Can lift 50 pounds occasionally, 25 pounds frequently; can stand for about 6 hours in an 8-hour work day, can sit for about 6 hours in an 8-hour work day; has no limitations on pushing or pulling; cannot climb ladders, ropes, or scaffolds; can frequently climb ramps and stairs; can stoop, kneel, crouch, crawl, and balance frequently; should avoid concentrated exposure to extreme cold, extreme heat, wetness, vibration, and hazards.

(AR 36, 75-76).

In finding Dr. Steiger's opinion inconsistent with the medical record as a whole, the ALJ also considered part of the Third Party Function Report completed by Plaintiff's wife (AR 35-37, 245-53), as well as Plaintiff's own testimony.5 (AR 38, 42-66). The ALJ gave "significant weight" to the statements made by Plaintiff's wife that Plaintiff "has no problem with personal care . . . goes for a walk for one hour everyday . . . prepares his own meals daily, and folds laundry; he goes out alone, drives a vehicle . . . and goes shopping in stores." (AR 37, 245-53). These statements directly contradict Dr. Steiger's findings that "[plaintiff] is permanent and stationary," and his opinion that Plaintiff's restrictions of "no heavy lifting or repeated bending or stooping; no repetitive twisting; and no prolonged sitting . . ." rendered Plaintiff unable to return to his prior work. (AR 1155, 1157).

The ALJ also pointed out that Dr. Steiger's opinion was contradicted by Plaintiff's own statements. (AR 38). The ALJ noted that Plaintiff "provided inconsistent information regarding . . . the determination of disability . . ." and therefore found "the persuasiveness of the claimant's complaints and alleged functional limitations" to be "further diminished as a result." (AR 38). Specifically, the ALJ noted that Plaintiff reported that he was not able to drive himself, yet testified that he drove himself to a doctor's appointment and drove himself to the hearing. (AR 38, 46, 572, 585). The ALJ also cited Plaintiff's May 2014 function report, in which Plaintiff stated that he "drives, goes out alone, [and] shops in stores. . . ." (AR 38, 266-74). The ALJ found that Plaintiff's treatment history suggested that the treatment of his "allegedly disabling symptoms" has been "generally successful in controlling those symptoms. . . . [and] [Plaintiff] reported feeling much improved overall with treatment." (AR 38, 527-436, 544-707, 577-838, 760-729, 820-2310). Despite alleging "debilitating pain and mental conditions since May 14, 2013," the ALJ noted that Plaintiff had previously "denied any prior pain or problem with his neck or upper back" and also denied "any musculoskeletal or psychiatric complaints" to several providers. (Id.).

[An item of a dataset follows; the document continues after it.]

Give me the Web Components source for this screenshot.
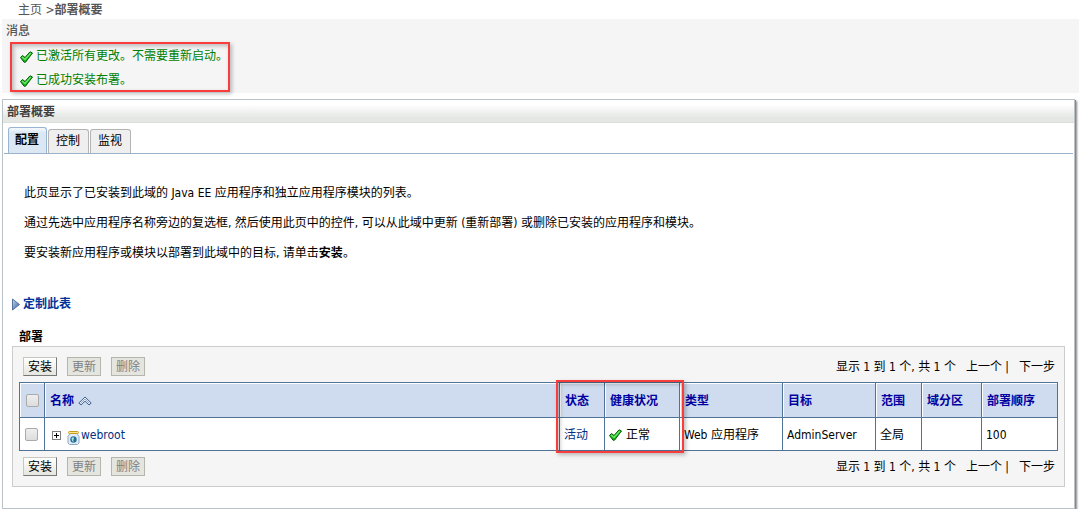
<!DOCTYPE html>
<html lang="zh-CN">
<head>
<meta charset="utf-8">
<title>部署概要</title>
<style>
  body {
    margin: 0;
    background: #fff;
    color: #000;
    font: 12px/18px "DejaVu Sans Condensed", "Noto Sans CJK SC", sans-serif;
  }
</style>
</head>
<body>
<deploy-page></deploy-page>

<script>
// 图标
const ICONS = {
  check: `<svg width="13" height="12" viewBox="0 0 13 12">
    <path d="M0.5 6.5 L2.5 4.5 L5 6.5 L10 0.8 L12.5 2 L5.5 11.2 L4 11.2 Z" fill="#18b818" stroke="#0a5a0a" stroke-linejoin="round"/>
    <path d="M2 6 L5 8.5 L10.8 2" fill="none" stroke="#6fec6f" stroke-width="1.2"/>
  </svg>`,
  arrow: `<svg width="8" height="13" viewBox="0 0 8 13">
    <defs><linearGradient id="g" x1="0" y1="0" x2="1" y2="1">
      <stop offset="0" stop-color="#c9dbf3"/><stop offset="1" stop-color="#2f5690"/>
    </linearGradient></defs>
    <path d="M0.5 1 L7.5 6.5 L0.5 12 Z" fill="url(#g)" stroke="#54739f" stroke-linejoin="round"/>
  </svg>`,
  sort: `<svg width="14" height="10" viewBox="0 0 14 10">
    <path d="M0.8 7 L7 1 L13.2 7 L11 9 L7 5.2 L3 9 Z" fill="#e4edf8" stroke="#44628c" stroke-linejoin="round"/>
    <path d="M2.5 7.4 L7 3.1 L11.5 7.4" fill="none" stroke="#8ea6c6"/>
  </svg>`,
  plus: `<svg width="9" height="9" viewBox="0 0 9 9" shape-rendering="crispEdges">
    <rect x="0.5" y="0.5" width="8" height="8" fill="#fff" stroke="#808080"/>
    <path d="M2 4.5 H7 M4.5 2 V7" stroke="#000"/>
  </svg>`,
  jar: `<svg width="13" height="16" viewBox="0 0 13 16">
    <path d="M3 3.5 H10 L12 6.5 V13 L10.5 14.5 H2.5 L1 13 V6.5 Z" fill="#e2edf7" stroke="#8ba6c2" stroke-linejoin="round"/>
    <rect x="1.5" y="1.5" width="10" height="2" rx="1" fill="#fbe59a" stroke="#c69a1b"/>
    <circle cx="6.5" cy="9.5" r="3.2" fill="#216e9e"/>
    <path d="M4.5 8 L6.5 7 L7 9 L6 10 L7 12 L5 11 Z" fill="#b5e2d0"/>
  </svg>`,
};

class WlsIcon extends HTMLElement {
  constructor() {
    super();
    const shadow = this.attachShadow({ mode: "open" });
    shadow.innerHTML = `
      <style>
        :host { display: inline-flex; flex: none; }
        svg { display: block; }
      </style>
      ${ICONS[this.getAttribute("name")]}
    `;
  }
}

// 红色标注框
class MarkFrame extends HTMLElement {
  constructor() {
    super();
    const shadow = this.attachShadow({ mode: "open" });
    shadow.innerHTML = `
      <style>
        :host {
          display: block;
          box-sizing: border-box;
          border: 2px solid #f93c3c;
          box-shadow: 2px 2px 4px rgba(0, 0, 0, 0.25), inset 2px 2px 4px rgba(0, 0, 0, 0.25);
        }
      </style>
      <slot></slot>
    `;
  }
}

class NavTrail extends HTMLElement {
  constructor() {
    super();
    const shadow = this.attachShadow({ mode: "open" });
    shadow.innerHTML = `
      <style>
        :host { display: block; padding: 1px 16px 0; color: #555; }
        a { color: inherit; text-decoration: none; }
      </style>
      <a href="#home">主页</a> &gt;<b><slot></slot></b>
    `;
  }
}

class MessageBox extends HTMLElement {
  constructor() {
    super();
    const shadow = this.attachShadow({ mode: "open" });
    shadow.innerHTML = `
      <style>
        :host { display: block; background: #f5f5f5; padding: 3px 4px 1px; }
        h2 { margin: 0; padding-bottom: 2px; font-size: 12px; font-weight: 500; color: #555; }
        mark-frame {
          display: grid;
          gap: 2px;
          width: fit-content;
          margin-left: 4px;
        }
      </style>
      <h2>消息</h2>
      <mark-frame><slot></slot></mark-frame>
    `;
  }
}

class MessageItem extends HTMLElement {
  constructor() {
    super();
    const shadow = this.attachShadow({ mode: "open" });
    shadow.innerHTML = `
      <style>
        :host {
          display: flex;
          align-items: center;
          gap: 3px;
          padding: 3px 0 1px 8px;
          color: #008000;
        }
        wls-icon { padding-top: 2px; }
      </style>
      <wls-icon name="check"></wls-icon><span><slot></slot></span>
    `;
  }
}

class PortletPanel extends HTMLElement {
  constructor() {
    super();
    const shadow = this.attachShadow({ mode: "open" });
    shadow.innerHTML = `
      <style>
        :host {
          display: block;
          margin: 6px 4px 0 0;
          border: 1px solid #b9c3c7;
          background: #fff;
          box-shadow: 1px 1px #888, 2px 2px 2px #888;
        }
        h1 {
          margin: 0;
          padding: 3px 4px 1px;
          font-size: 12px;
          color: #404040;
          background: linear-gradient(#fff 20%, #e4e7e4 80%);
          border-bottom: 1px solid #dcdfdc;
        }
      </style>
      <h1>${this.getAttribute("heading")}</h1>
      <slot></slot>
    `;
  }
}

class TabBar extends HTMLElement {
  constructor() {
    super();
    const shadow = this.attachShadow({ mode: "open" });
    shadow.innerHTML = `
      <style>
        :host {
          display: flex;
          align-items: flex-end;
          gap: 1px;
          margin: 0 1px;
          padding: 4px 4px 0;
          border-bottom: 1px solid #9cb2cb;
        }
      </style>
      <slot></slot>
    `;
  }
}

class TabItem extends HTMLElement {
  constructor() {
    super();
    const shadow = this.attachShadow({ mode: "open" });
    shadow.innerHTML = `
      <style>
        :host { display: block; }
        a {
          display: block;
          padding: 2px 8px 3px 7px;
          color: #000;
          text-decoration: none;
          background: #efefef;
          border: 1px solid #b4b4b4;
          border-bottom: 0;
          border-radius: 3px 3px 0 0;
        }
        :host([active]) a {
          padding: 3px 7px 4px 6px;
          font-weight: bold;
          background: linear-gradient(#f5f9fd, #dbe8f4 5px);
          border-color: #98b6d3;
        }
      </style>
      <a href="#tab"><slot></slot></a>
    `;
  }
}

class TableControls extends HTMLElement {
  constructor() {
    super();
    const shadow = this.attachShadow({ mode: "open" });
    shadow.innerHTML = `
      <style>
        :host {
          display: flex;
          justify-content: space-between;
          align-items: center;
          padding: 6px 3px 6px 4px;
        }
        .buttons, .pager { display: flex; gap: 10px; }
        button {
          font: inherit;
          line-height: 16px;
          padding: 1px 4px 0;
          color: #000;
          background: linear-gradient(#fff, #e6e6df);
          border: 1px solid #c8c8c0;
          border-right-color: #777;
          border-bottom-color: #777;
        }
        button:disabled {
          color: #808080;
          background: #e5e5df;
          border-color: #b5b5ad;
        }
      </style>
      <div class="buttons">
        <button type="button">安装</button>
        <button type="button" disabled>更新</button>
        <button type="button" disabled>删除</button>
      </div>
      <div class="pager">
        <span>显示 1 到 1 个, 共 1 个</span>
        <span>上一个 |</span>
        <span>下一步</span>
      </div>
    `;
  }
}

class DeployTable extends HTMLElement {
  constructor() {
    super();
    const shadow = this.attachShadow({ mode: "open" });
    shadow.innerHTML = `
      <style>
        :host { display: block; }
        table {
          width: 100%;
          table-layout: fixed;
          border-collapse: collapse;
          background: #fff;
        }
        th, td {
          border: 1px solid #4f7297;
          padding: 2px 4px 0;
          text-align: left;
          white-space: nowrap;
        }
        th {
          position: relative;
          height: 32px;
          padding: 2px 5px 0;
          color: #0000a0;
          background: #cfdbee;
          box-shadow: inset 1px 1px #fff;
        }
        td { height: 30px; }
        input {
          appearance: none;
          display: block;
          box-sizing: border-box;
          width: 13px;
          height: 13px;
          margin: 0 1px 2px;
          border: 1px solid #aaa;
          border-radius: 2px;
          background: linear-gradient(#eee, #ddd);
        }
        .cell { display: flex; align-items: center; gap: 4px; }
        .tree { padding-left: 3px; gap: 6px; }
        .tree a { display: flex; align-items: center; gap: 1px; }
        .tree a wls-icon { padding-top: 6px; }
        a { color: #003080; text-decoration: none; }
        mark-frame {
          position: absolute;
          top: -3px;
          left: -4px;
          width: 128px;
          height: 73px;
          z-index: 1;
          pointer-events: none;
        }
      </style>
      <table>
        <colgroup>
          <col style="width: 25px"><col>
          <col style="width: 45px"><col style="width: 75px">
          <col style="width: 103px"><col style="width: 93px">
          <col style="width: 46px"><col style="width: 60px">
          <col style="width: 76px">
        </colgroup>
        <thead>
          <tr>
            <th><input type="checkbox" aria-label="全选"></th>
            <th><div class="cell">名称<wls-icon name="sort"></wls-icon></div></th>
            <th>状态<mark-frame></mark-frame></th>
            <th>健康状况</th>
            <th>类型</th>
            <th>目标</th>
            <th>范围</th>
            <th>域分区</th>
            <th>部署顺序</th>
          </tr>
        </thead>
        <tbody>
          <tr>
            <td><input type="checkbox" aria-label="webroot"></td>
            <td><div class="cell tree"><wls-icon name="plus"></wls-icon><a href="#webroot"><wls-icon name="jar"></wls-icon>webroot</a></div></td>
            <td><a href="#state">活动</a></td>
            <td><div class="cell"><wls-icon name="check"></wls-icon>正常</div></td>
            <td>Web 应用程序</td>
            <td>AdminServer</td>
            <td>全局</td>
            <td></td>
            <td>100</td>
          </tr>
        </tbody>
      </table>
    `;
  }
}

class DeployPage extends HTMLElement {
  constructor() {
    super();
    const shadow = this.attachShadow({ mode: "open" });
    shadow.innerHTML = `
      <style>
        :host { display: block; padding: 0 3px 0 2px; }
        .intro { padding: 30px 21px 33px; }
        p { margin: 0 0 12px; }
        p:last-child { margin: 0; }
        .customize {
          display: flex;
          align-items: center;
          gap: 3px;
          padding: 0 9px;
          width: fit-content;
          font-weight: bold;
          color: #003399;
          text-decoration: none;
        }
        h3 { margin: 15px 16px 0; font-size: 12px; }
        .list {
          margin: 0 9px 21px;
          padding: 4px 6px;
          border: 1px solid #ccc;
          background: #f5f5f5;
        }
      </style>
      <nav-trail>部署概要</nav-trail>
      <message-box>
        <message-item>已激活所有更改。不需要重新启动。</message-item>
        <message-item>已成功安装布署。</message-item>
      </message-box>
      <portlet-panel heading="部署概要">
        <tab-bar>
          <tab-item active>配置</tab-item>
          <tab-item>控制</tab-item>
          <tab-item>监视</tab-item>
        </tab-bar>
        <div class="intro">
          <p>此页显示了已安装到此域的 Java EE 应用程序和独立应用程序模块的列表。</p>
          <p>通过先选中应用程序名称旁边的复选框, 然后使用此页中的控件, 可以从此域中更新 (重新部署) 或删除已安装的应用程序和模块。</p>
          <p>要安装新应用程序或模块以部署到此域中的目标, 请单击<b>安装</b>。</p>
        </div>
        <a class="customize" href="#customize"><wls-icon name="arrow"></wls-icon>定制此表</a>
        <h3>部署</h3>
        <div class="list">
          <table-controls></table-controls>
          <deploy-table></deploy-table>
          <table-controls></table-controls>
        </div>
      </portlet-panel>
    `;
  }
}

// 组件注册
customElements.define("wls-icon", WlsIcon);
customElements.define("mark-frame", MarkFrame);
customElements.define("nav-trail", NavTrail);
customElements.define("message-box", MessageBox);
customElements.define("message-item", MessageItem);
customElements.define("portlet-panel", PortletPanel);
customElements.define("tab-bar", TabBar);
customElements.define("tab-item", TabItem);
customElements.define("table-controls", TableControls);
customElements.define("deploy-table", DeployTable);
customElements.define("deploy-page", DeployPage);
</script>
</body>
</html>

The ALJ's finding that Dr. Steiger's opinion was inconsistent with the record as a whole and inconsistent with the statements of Plaintiff and his wife are supported by the record. (AR 36-38). Accordingly, the ALJ properly rejected Dr. Steiger's opinions by articulating specific and legitimate reasons that are supported by substantial evidence in the record.

CONCLUSION

For the foregoing reasons, the decision of the Commissioner is AFFIRMED.

LET JUDGMENT BE ENTERED ACCORDINGLY.

FootNotes


1. A Residual Functional Capacity is what a claimant can still do despite existing exertional and nonexertional limitations. See 20 C.F.R §§ 404.1545(a)(1), 416.945(a)(1).
2. The harmless error rule applies to the review of administrative decisions regarding disability. See McLeod v. Astrue, 640 F.3d 881, 886-88 (9th Cir. 2011); Burch v. Barnhart, 400 F.3d 676, 679 (9th Cir. 2005) (an ALJ's decision will not be reversed for errors that are harmless).
3. "Qualified medical evaluators (QMEs) . . . examine injured workers to determine the benefits they will receive if there is a disagreement over the treating physician's opinions." (See Joint Stip. at 6).
4. "Maximum Medical Improvement." (AR 1155).
5. Plaintiff does not challenge the ALJ's adverse credibility determination. See Joint Stip. at 4-10, AR 38).
6. Medical Evidence of Record, dated 12/11/2013 to 04/24/2014, from Jimmie Kang.
7. Medical Evidence of Record, dated 04/14/2014 to 04/28/2014, from Retina Institute of California.
8. Medical Evidence of Record, dated 06/04/2013 to 07/11/2014, from Robert A. Innocenzi, D.O.
9. Medical Evidence of Record, dated 07/11/2014 to 01/14/2015, from Robert A. Innocenzi, D.O.
10. Progress Notes, dated 11/02/2015, from Robert A. Innocenzi, D.O.